* TASK DESCRIPTION *
Will you output all of the data below exactly, omitting the images?

* DATA PROVIDED *

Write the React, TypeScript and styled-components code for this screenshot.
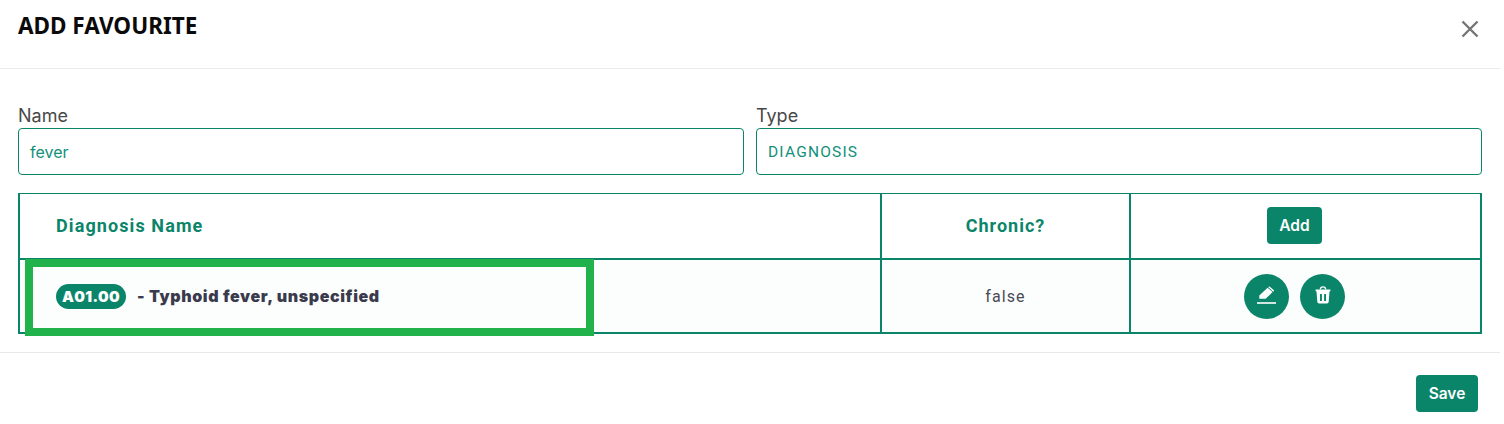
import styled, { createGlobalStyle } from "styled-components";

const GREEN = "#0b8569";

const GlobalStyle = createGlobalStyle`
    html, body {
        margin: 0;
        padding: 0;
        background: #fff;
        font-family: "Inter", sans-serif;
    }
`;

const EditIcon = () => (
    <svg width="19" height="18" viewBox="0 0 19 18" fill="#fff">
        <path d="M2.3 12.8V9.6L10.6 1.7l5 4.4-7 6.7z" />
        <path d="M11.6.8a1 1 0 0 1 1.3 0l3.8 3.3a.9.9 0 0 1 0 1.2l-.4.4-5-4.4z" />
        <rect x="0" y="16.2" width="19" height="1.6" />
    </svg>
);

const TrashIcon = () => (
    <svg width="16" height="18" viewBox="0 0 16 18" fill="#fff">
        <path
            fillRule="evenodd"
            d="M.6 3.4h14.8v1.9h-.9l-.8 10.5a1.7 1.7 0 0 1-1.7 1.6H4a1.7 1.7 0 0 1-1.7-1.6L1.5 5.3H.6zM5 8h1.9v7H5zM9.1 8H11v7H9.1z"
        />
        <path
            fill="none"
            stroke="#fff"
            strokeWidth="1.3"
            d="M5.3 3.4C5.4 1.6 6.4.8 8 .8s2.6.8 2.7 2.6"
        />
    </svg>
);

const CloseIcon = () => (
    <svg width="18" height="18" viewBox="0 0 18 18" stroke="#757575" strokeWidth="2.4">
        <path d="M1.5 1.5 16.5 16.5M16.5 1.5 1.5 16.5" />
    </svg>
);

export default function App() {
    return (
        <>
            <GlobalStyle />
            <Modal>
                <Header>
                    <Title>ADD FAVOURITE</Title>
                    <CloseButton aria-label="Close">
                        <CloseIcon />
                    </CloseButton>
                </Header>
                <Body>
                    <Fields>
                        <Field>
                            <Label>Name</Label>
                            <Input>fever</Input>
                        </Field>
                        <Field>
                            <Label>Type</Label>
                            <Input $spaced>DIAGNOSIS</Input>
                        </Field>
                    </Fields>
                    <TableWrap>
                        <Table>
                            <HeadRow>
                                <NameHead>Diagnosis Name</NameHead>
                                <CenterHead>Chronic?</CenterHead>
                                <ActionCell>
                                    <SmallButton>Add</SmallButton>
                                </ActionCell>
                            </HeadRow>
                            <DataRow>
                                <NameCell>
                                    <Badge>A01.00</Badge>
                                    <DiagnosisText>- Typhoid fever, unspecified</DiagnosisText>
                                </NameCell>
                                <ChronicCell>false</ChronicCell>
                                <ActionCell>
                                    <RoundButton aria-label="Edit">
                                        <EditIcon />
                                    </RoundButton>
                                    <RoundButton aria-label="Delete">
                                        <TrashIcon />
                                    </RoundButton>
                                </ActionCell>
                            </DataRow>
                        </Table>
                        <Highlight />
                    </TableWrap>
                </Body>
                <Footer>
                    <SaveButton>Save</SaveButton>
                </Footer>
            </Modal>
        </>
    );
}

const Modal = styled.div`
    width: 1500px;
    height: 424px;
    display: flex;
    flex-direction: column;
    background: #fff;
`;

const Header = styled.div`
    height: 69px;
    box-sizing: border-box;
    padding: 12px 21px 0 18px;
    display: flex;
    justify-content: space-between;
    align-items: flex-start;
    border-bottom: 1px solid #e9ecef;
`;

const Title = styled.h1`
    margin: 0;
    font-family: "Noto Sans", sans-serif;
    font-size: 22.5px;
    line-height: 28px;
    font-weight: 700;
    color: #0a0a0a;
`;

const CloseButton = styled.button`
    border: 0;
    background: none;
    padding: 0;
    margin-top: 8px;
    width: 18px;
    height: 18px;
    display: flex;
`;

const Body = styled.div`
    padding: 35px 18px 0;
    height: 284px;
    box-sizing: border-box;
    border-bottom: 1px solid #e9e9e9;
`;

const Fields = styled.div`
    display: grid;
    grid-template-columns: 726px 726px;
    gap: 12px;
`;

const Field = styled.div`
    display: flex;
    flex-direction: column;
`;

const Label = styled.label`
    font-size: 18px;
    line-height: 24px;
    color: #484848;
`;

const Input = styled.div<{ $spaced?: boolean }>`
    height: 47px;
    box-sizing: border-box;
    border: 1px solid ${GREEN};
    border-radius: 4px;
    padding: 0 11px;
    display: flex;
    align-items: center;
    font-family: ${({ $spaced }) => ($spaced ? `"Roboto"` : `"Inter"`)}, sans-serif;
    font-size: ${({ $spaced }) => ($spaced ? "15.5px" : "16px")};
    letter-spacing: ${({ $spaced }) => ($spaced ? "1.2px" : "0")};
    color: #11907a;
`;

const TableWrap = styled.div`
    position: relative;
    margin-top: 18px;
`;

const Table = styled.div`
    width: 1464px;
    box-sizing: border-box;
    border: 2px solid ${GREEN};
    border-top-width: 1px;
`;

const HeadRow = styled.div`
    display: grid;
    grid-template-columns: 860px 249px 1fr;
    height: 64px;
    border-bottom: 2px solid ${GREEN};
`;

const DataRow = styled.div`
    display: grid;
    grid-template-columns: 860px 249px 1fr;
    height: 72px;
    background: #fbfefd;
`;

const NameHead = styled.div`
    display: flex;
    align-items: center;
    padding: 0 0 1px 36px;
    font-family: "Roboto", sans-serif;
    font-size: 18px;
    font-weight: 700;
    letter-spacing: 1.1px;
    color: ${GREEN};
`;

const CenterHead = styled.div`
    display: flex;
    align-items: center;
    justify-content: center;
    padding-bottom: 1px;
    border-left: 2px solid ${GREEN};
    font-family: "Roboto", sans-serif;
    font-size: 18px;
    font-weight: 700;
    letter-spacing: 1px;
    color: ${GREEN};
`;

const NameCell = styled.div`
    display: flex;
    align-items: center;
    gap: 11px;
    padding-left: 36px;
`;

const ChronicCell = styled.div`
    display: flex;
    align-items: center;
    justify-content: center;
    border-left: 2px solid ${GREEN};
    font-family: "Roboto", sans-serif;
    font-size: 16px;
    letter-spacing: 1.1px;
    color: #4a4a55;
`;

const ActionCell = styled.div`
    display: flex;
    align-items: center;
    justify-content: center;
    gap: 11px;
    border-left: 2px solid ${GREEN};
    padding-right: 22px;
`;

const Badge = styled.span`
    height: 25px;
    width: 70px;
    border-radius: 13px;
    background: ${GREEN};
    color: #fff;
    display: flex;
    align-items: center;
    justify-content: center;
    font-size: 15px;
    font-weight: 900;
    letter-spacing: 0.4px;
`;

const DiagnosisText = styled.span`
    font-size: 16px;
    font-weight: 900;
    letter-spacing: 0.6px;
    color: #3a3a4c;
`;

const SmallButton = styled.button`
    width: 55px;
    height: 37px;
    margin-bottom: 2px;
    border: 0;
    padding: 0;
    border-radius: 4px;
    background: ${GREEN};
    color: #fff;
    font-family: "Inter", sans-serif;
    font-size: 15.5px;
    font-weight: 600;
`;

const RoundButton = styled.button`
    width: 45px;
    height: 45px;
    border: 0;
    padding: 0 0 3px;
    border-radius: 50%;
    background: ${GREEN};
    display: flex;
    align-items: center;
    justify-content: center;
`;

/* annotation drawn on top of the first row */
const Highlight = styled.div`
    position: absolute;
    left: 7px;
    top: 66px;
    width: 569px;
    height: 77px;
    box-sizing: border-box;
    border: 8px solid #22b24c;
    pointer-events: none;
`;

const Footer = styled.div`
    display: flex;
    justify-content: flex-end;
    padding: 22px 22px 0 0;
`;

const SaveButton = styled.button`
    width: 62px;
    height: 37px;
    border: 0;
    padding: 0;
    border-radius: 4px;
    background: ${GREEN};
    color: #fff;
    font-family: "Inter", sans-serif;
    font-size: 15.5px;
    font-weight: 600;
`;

* COMPLETE ANSWER *
Write the React, TypeScript and styled-components code for this screenshot.
import styled, { createGlobalStyle } from "styled-components";

const GREEN = "#0b8569";

const GlobalStyle = createGlobalStyle`
    html, body {
        margin: 0;
        padding: 0;
        background: #fff;
        font-family: "Inter", sans-serif;
    }
`;

const EditIcon = () => (
    <svg width="19" height="18" viewBox="0 0 19 18" fill="#fff">
        <path d="M2.3 12.8V9.6L10.6 1.7l5 4.4-7 6.7z" />
        <path d="M11.6.8a1 1 0 0 1 1.3 0l3.8 3.3a.9.9 0 0 1 0 1.2l-.4.4-5-4.4z" />
        <rect x="0" y="16.2" width="19" height="1.6" />
    </svg>
);

const TrashIcon = () => (
    <svg width="16" height="18" viewBox="0 0 16 18" fill="#fff">
        <path
            fillRule="evenodd"
            d="M.6 3.4h14.8v1.9h-.9l-.8 10.5a1.7 1.7 0 0 1-1.7 1.6H4a1.7 1.7 0 0 1-1.7-1.6L1.5 5.3H.6zM5 8h1.9v7H5zM9.1 8H11v7H9.1z"
        />
        <path
            fill="none"
            stroke="#fff"
            strokeWidth="1.3"
            d="M5.3 3.4C5.4 1.6 6.4.8 8 .8s2.6.8 2.7 2.6"
        />
    </svg>
);

const CloseIcon = () => (
    <svg width="18" height="18" viewBox="0 0 18 18" stroke="#757575" strokeWidth="2.4">
        <path d="M1.5 1.5 16.5 16.5M16.5 1.5 1.5 16.5" />
    </svg>
);

export default function App() {
    return (
        <>
            <GlobalStyle />
            <Modal>
                <Header>
                    <Title>ADD FAVOURITE</Title>
                    <CloseButton aria-label="Close">
                        <CloseIcon />
                    </CloseButton>
                </Header>
                <Body>
                    <Fields>
                        <Field>
                            <Label>Name</Label>
                            <Input>fever</Input>
                        </Field>
                        <Field>
                            <Label>Type</Label>
                            <Input $spaced>DIAGNOSIS</Input>
                        </Field>
                    </Fields>
                    <TableWrap>
                        <Table>
                            <HeadRow>
                                <NameHead>Diagnosis Name</NameHead>
                                <CenterHead>Chronic?</CenterHead>
                                <ActionCell>
                                    <SmallButton>Add</SmallButton>
                                </ActionCell>
                            </HeadRow>
                            <DataRow>
                                <NameCell>
                                    <Badge>A01.00</Badge>
                                    <DiagnosisText>- Typhoid fever, unspecified</DiagnosisText>
                                </NameCell>
                                <ChronicCell>false</ChronicCell>
                                <ActionCell>
                                    <RoundButton aria-label="Edit">
                                        <EditIcon />
                                    </RoundButton>
                                    <RoundButton aria-label="Delete">
                                        <TrashIcon />
                                    </RoundButton>
                                </ActionCell>
                            </DataRow>
                        </Table>
                        <Highlight />
                    </TableWrap>
                </Body>
                <Footer>
                    <SaveButton>Save</SaveButton>
                </Footer>
            </Modal>
        </>
    );
}

const Modal = styled.div`
    width: 1500px;
    height: 424px;
    display: flex;
    flex-direction: column;
    background: #fff;
`;

const Header = styled.div`
    height: 69px;
    box-sizing: border-box;
    padding: 12px 21px 0 18px;
    display: flex;
    justify-content: space-between;
    align-items: flex-start;
    border-bottom: 1px solid #e9ecef;
`;

const Title = styled.h1`
    margin: 0;
    font-family: "Noto Sans", sans-serif;
    font-size: 22.5px;
    line-height: 28px;
    font-weight: 700;
    color: #0a0a0a;
`;

const CloseButton = styled.button`
    border: 0;
    background: none;
    padding: 0;
    margin-top: 8px;
    width: 18px;
    height: 18px;
    display: flex;
`;

const Body = styled.div`
    padding: 35px 18px 0;
    height: 284px;
    box-sizing: border-box;
    border-bottom: 1px solid #e9e9e9;
`;

const Fields = styled.div`
    display: grid;
    grid-template-columns: 726px 726px;
    gap: 12px;
`;

const Field = styled.div`
    display: flex;
    flex-direction: column;
`;

const Label = styled.label`
    font-size: 18px;
    line-height: 24px;
    color: #484848;
`;

const Input = styled.div<{ $spaced?: boolean }>`
    height: 47px;
    box-sizing: border-box;
    border: 1px solid ${GREEN};
    border-radius: 4px;
    padding: 0 11px;
    display: flex;
    align-items: center;
    font-family: ${({ $spaced }) => ($spaced ? `"Roboto"` : `"Inter"`)}, sans-serif;
    font-size: ${({ $spaced }) => ($spaced ? "15.5px" : "16px")};
    letter-spacing: ${({ $spaced }) => ($spaced ? "1.2px" : "0")};
    color: #11907a;
`;

const TableWrap = styled.div`
    position: relative;
    margin-top: 18px;
`;

const Table = styled.div`
    width: 1464px;
    box-sizing: border-box;
    border: 2px solid ${GREEN};
    border-top-width: 1px;
`;

const HeadRow = styled.div`
    display: grid;
    grid-template-columns: 860px 249px 1fr;
    height: 64px;
    border-bottom: 2px solid ${GREEN};
`;

const DataRow = styled.div`
    display: grid;
    grid-template-columns: 860px 249px 1fr;
    height: 72px;
    background: #fbfefd;
`;

const NameHead = styled.div`
    display: flex;
    align-items: center;
    padding: 0 0 1px 36px;
    font-family: "Roboto", sans-serif;
    font-size: 18px;
    font-weight: 700;
    letter-spacing: 1.1px;
    color: ${GREEN};
`;

const CenterHead = styled.div`
    display: flex;
    align-items: center;
    justify-content: center;
    padding-bottom: 1px;
    border-left: 2px solid ${GREEN};
    font-family: "Roboto", sans-serif;
    font-size: 18px;
    font-weight: 700;
    letter-spacing: 1px;
    color: ${GREEN};
`;

const NameCell = styled.div`
    display: flex;
    align-items: center;
    gap: 11px;
    padding-left: 36px;
`;

const ChronicCell = styled.div`
    display: flex;
    align-items: center;
    justify-content: center;
    border-left: 2px solid ${GREEN};
    font-family: "Roboto", sans-serif;
    font-size: 16px;
    letter-spacing: 1.1px;
    color: #4a4a55;
`;

const ActionCell = styled.div`
    display: flex;
    align-items: center;
    justify-content: center;
    gap: 11px;
    border-left: 2px solid ${GREEN};
    padding-right: 22px;
`;

const Badge = styled.span`
    height: 25px;
    width: 70px;
    border-radius: 13px;
    background: ${GREEN};
    color: #fff;
    display: flex;
    align-items: center;
    justify-content: center;
    font-size: 15px;
    font-weight: 900;
    letter-spacing: 0.4px;
`;

const DiagnosisText = styled.span`
    font-size: 16px;
    font-weight: 900;
    letter-spacing: 0.6px;
    color: #3a3a4c;
`;

const SmallButton = styled.button`
    width: 55px;
    height: 37px;
    margin-bottom: 2px;
    border: 0;
    padding: 0;
    border-radius: 4px;
    background: ${GREEN};
    color: #fff;
    font-family: "Inter", sans-serif;
    font-size: 15.5px;
    font-weight: 600;
`;

const RoundButton = styled.button`
    width: 45px;
    height: 45px;
    border: 0;
    padding: 0 0 3px;
    border-radius: 50%;
    background: ${GREEN};
    display: flex;
    align-items: center;
    justify-content: center;
`;

/* annotation drawn on top of the first row */
const Highlight = styled.div`
    position: absolute;
    left: 7px;
    top: 66px;
    width: 569px;
    height: 77px;
    box-sizing: border-box;
    border: 8px solid #22b24c;
    pointer-events: none;
`;

const Footer = styled.div`
    display: flex;
    justify-content: flex-end;
    padding: 22px 22px 0 0;
`;

const SaveButton = styled.button`
    width: 62px;
    height: 37px;
    border: 0;
    padding: 0;
    border-radius: 4px;
    background: ${GREEN};
    color: #fff;
    font-family: "Inter", sans-serif;
    font-size: 15.5px;
    font-weight: 600;
`;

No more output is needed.